Dramat gwiazdy "Barw szczęścia". Ojciec zmarł w jej ramionach
Znany producent muzyczny Ryszard Adamus zmarł na swojej działce 15 maja. Znalazła go jego córka, Anna Adamus, która mimo młodego wieku pracuje jako aktorka.
15 maja media obiegła niespodziewana informacja o śmierci producenta muzycznego i działacza sportowego Ryszarda Adamusa. Przyjaciela na Instagramie pożegnał Robert Chojnacki. Pogrzeb Adamusa odbył się 4 czerwca na Cmentarzu Bródnowskim w Warszawie.
Anna, 16-letnia córka Adamusa, była z nim na działce, gdy doszło do tragedii. Dziewczyna, którą widzowie mogą kojarzyć z roli Zuzy w serialu "Barwy szczęścia", zdecydowała się opowiedzieć o swoim dramacie.
Młodziutka aktorka odrabiała lekcje online, a ojciec odwiedzał sąsiadów i opiekował się stadem kóz. W pewnym momencie zniknął jej z oczu. Znalazła go nieprzytomnego w zagrodzie.
"Leżał na ziemi, zimny, z otwartymi oczami. Przeraziłam się i zadzwoniłam pod numer 112, tam usłyszałam, że mam reanimować tatę i robiłam to. Słyszałam, jak pękają mu żebra, i płakałam do słuchawki, w której słyszałam mamę" - wyznała "Super Expressowi".

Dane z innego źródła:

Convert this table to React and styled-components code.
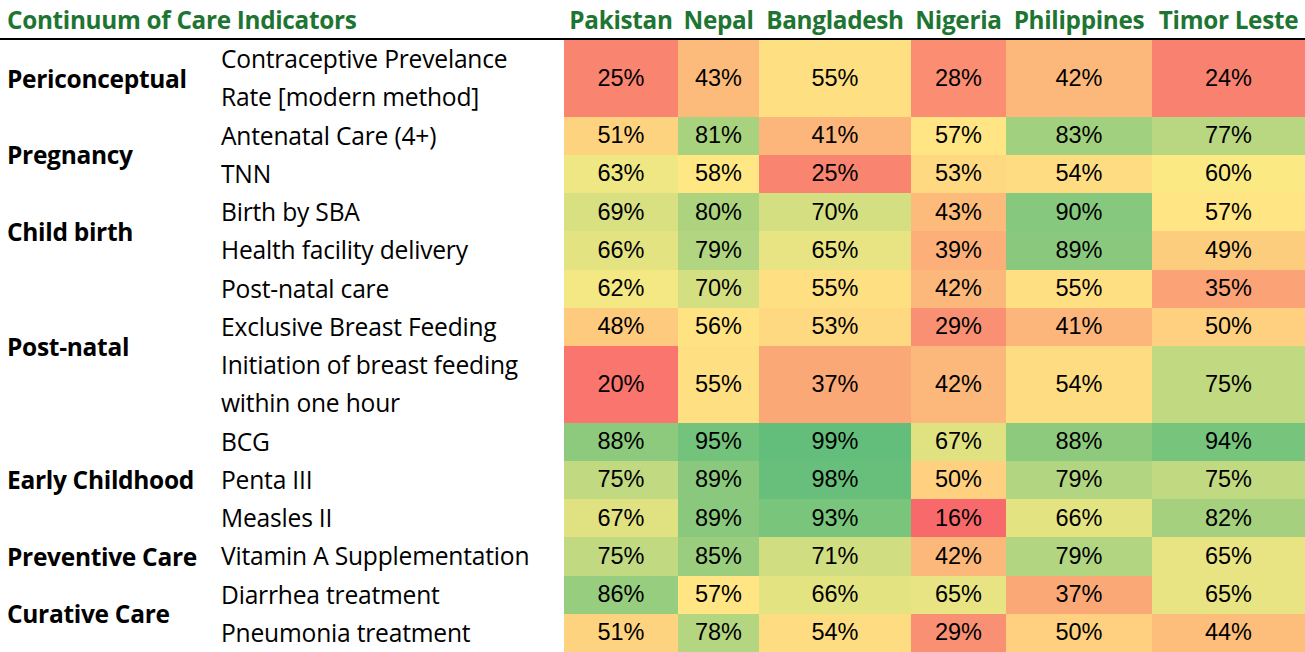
import React from 'react';
import styled, { createGlobalStyle } from 'styled-components';

const GlobalStyle = createGlobalStyle`
  html, body {
    margin: 0;
    padding: 0;
    background: #ffffff;
  }
  body {
    font-family: "Open Sans", "Liberation Sans", sans-serif;
    color: #000;
  }
`;

const countries = [
  { name: 'Pakistan', width: 114 },
  { name: 'Nepal', width: 81 },
  { name: 'Bangladesh', width: 152 },
  { name: 'Nigeria', width: 95 },
  { name: 'Philippines', width: 146 },
  { name: 'Timor Leste', width: 153 },
];

const groups = [
  {
    category: 'Periconceptual',
    rows: [
      { label: ['Contraceptive Prevelance', 'Rate [modern method]'], values: [25, 43, 55, 28, 42, 24] },
    ],
  },
  {
    category: 'Pregnancy',
    rows: [
      { label: ['Antenatal Care (4+)'], values: [51, 81, 41, 57, 83, 77] },
      { label: ['TNN'], values: [63, 58, 25, 53, 54, 60] },
    ],
  },
  {
    category: 'Child birth',
    rows: [
      { label: ['Birth by SBA'], values: [69, 80, 70, 43, 90, 57] },
      { label: ['Health facility delivery'], values: [66, 79, 65, 39, 89, 49] },
    ],
  },
  {
    category: 'Post-natal',
    rows: [
      { label: ['Post-natal care'], values: [62, 70, 55, 42, 55, 35] },
      { label: ['Exclusive Breast Feeding'], values: [48, 56, 53, 29, 41, 50] },
      { label: ['Initiation of breast feeding', 'within one hour'], values: [20, 55, 37, 42, 54, 75] },
    ],
  },
  {
    category: 'Early Childhood',
    rows: [
      { label: ['BCG'], values: [88, 95, 99, 67, 88, 94] },
      { label: ['Penta III'], values: [75, 89, 98, 50, 79, 75] },
      { label: ['Measles II'], values: [67, 89, 93, 16, 66, 82] },
    ],
  },
  {
    category: 'Preventive Care',
    rows: [
      { label: ['Vitamin A Supplementation'], values: [75, 85, 71, 42, 79, 65] },
    ],
  },
  {
    category: 'Curative Care',
    rows: [
      { label: ['Diarrhea treatment'], values: [86, 57, 66, 65, 37, 65] },
      { label: ['Pneumonia treatment'], values: [51, 78, 54, 29, 50, 44] },
    ],
  },
];

// excel style 3 colour scale: min -> red, median -> yellow, max -> green
const RED = [248, 105, 107];
const YELLOW = [255, 235, 132];
const GREEN = [99, 190, 123];

const allValues = groups.flatMap((g) => g.rows.flatMap((r) => r.values)).sort((a, b) => a - b);
const minV = allValues[0];
const maxV = allValues[allValues.length - 1];
const midPos = 0.5 * (allValues.length - 1);
const midV =
  allValues[Math.floor(midPos)] +
  (allValues[Math.ceil(midPos)] - allValues[Math.floor(midPos)]) * (midPos - Math.floor(midPos));

const mix = (a, b, t) => a.map((c, i) => Math.round(c + (b[i] - c) * t));

const heatColor = (v) => {
  const rgb = v <= midV
    ? mix(RED, YELLOW, (v - minV) / (midV - minV))
    : mix(YELLOW, GREEN, (v - midV) / (maxV - midV));
  return `rgb(${rgb.join(',')})`;
};

const UNIT = 38.25;

const rowHeights = groups
  .flatMap((g) => g.rows.map((r) => `${UNIT * r.label.length}px`))
  .join(' ');

const Table = styled.div`
  display: grid;
  grid-template-columns: 214px 350px ${countries.map((c) => `${c.width}px`).join(' ')};
  grid-template-rows: 40px ${(p) => p.$rows};
  width: 1305px;
`;

const HeaderCell = styled.div`
  grid-column: ${(p) => (p.$wide ? '1 / span 2' : 'auto')};
  display: flex;
  align-items: center;
  justify-content: ${(p) => (p.$wide ? 'flex-start' : 'center')};
  padding-left: ${(p) => (p.$wide ? '7px' : '0')};
  padding-top: 1px;
  border-bottom: 2px solid #000;
  color: #1e7532;
  font-weight: 700;
  font-size: 24.3px;
  white-space: nowrap;
  letter-spacing: -0.3px;
`;

const CategoryCell = styled.div`
  grid-column: 1;
  grid-row: span ${(p) => p.$span};
  display: flex;
  align-items: center;
  padding-left: 7px;
  font-weight: 700;
  font-size: 24.5px;
  white-space: nowrap;
  letter-spacing: -0.3px;
`;

const LabelCell = styled.div`
  grid-column: 2;
  display: flex;
  flex-direction: column;
  justify-content: center;
  padding-left: 7px;
  font-size: 24.6px;
  line-height: ${UNIT}px;
  white-space: nowrap;
  letter-spacing: -0.2px;
`;

const HeatCell = styled.div`
  display: flex;
  align-items: center;
  justify-content: center;
  background: ${(p) => p.$bg};
  font-family: "Liberation Sans", Arial, sans-serif;
  font-size: 23.5px;
  color: #000;
`;

export default function App() {
  return (
    <>
      <GlobalStyle />
      <Table $rows={rowHeights}>
        <HeaderCell $wide>Continuum of Care Indicators</HeaderCell>
        {countries.map((c) => (
          <HeaderCell key={c.name}>{c.name}</HeaderCell>
        ))}
        {groups.map((g) => (
          <React.Fragment key={g.category}>
            <CategoryCell $span={g.rows.length}>{g.category}</CategoryCell>
            {g.rows.map((r) => (
              <React.Fragment key={r.label[0]}>
                <LabelCell>
                  {r.label.map((line) => (
                    <span key={line}>{line}</span>
                  ))}
                </LabelCell>
                {r.values.map((v, i) => (
                  <HeatCell key={i} $bg={heatColor(v)}>
                    {v}%
                  </HeatCell>
                ))}
              </React.Fragment>
            ))}
          </React.Fragment>
        ))}
      </Table>
    </>
  );
}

Przybyły na miejsce lekarz stwierdził zgon.
"Nagle skończyło się moje dzieciństwo i zrozumiałam, że nic nie jest na zawsze i niczego nie warto odkładać na potem. Mam nadzieję, że tata patrzy na mnie z nieba i będzie tam nade mną czuwał. Cieszył się, że chcę zostać aktorką" - dodała Anna.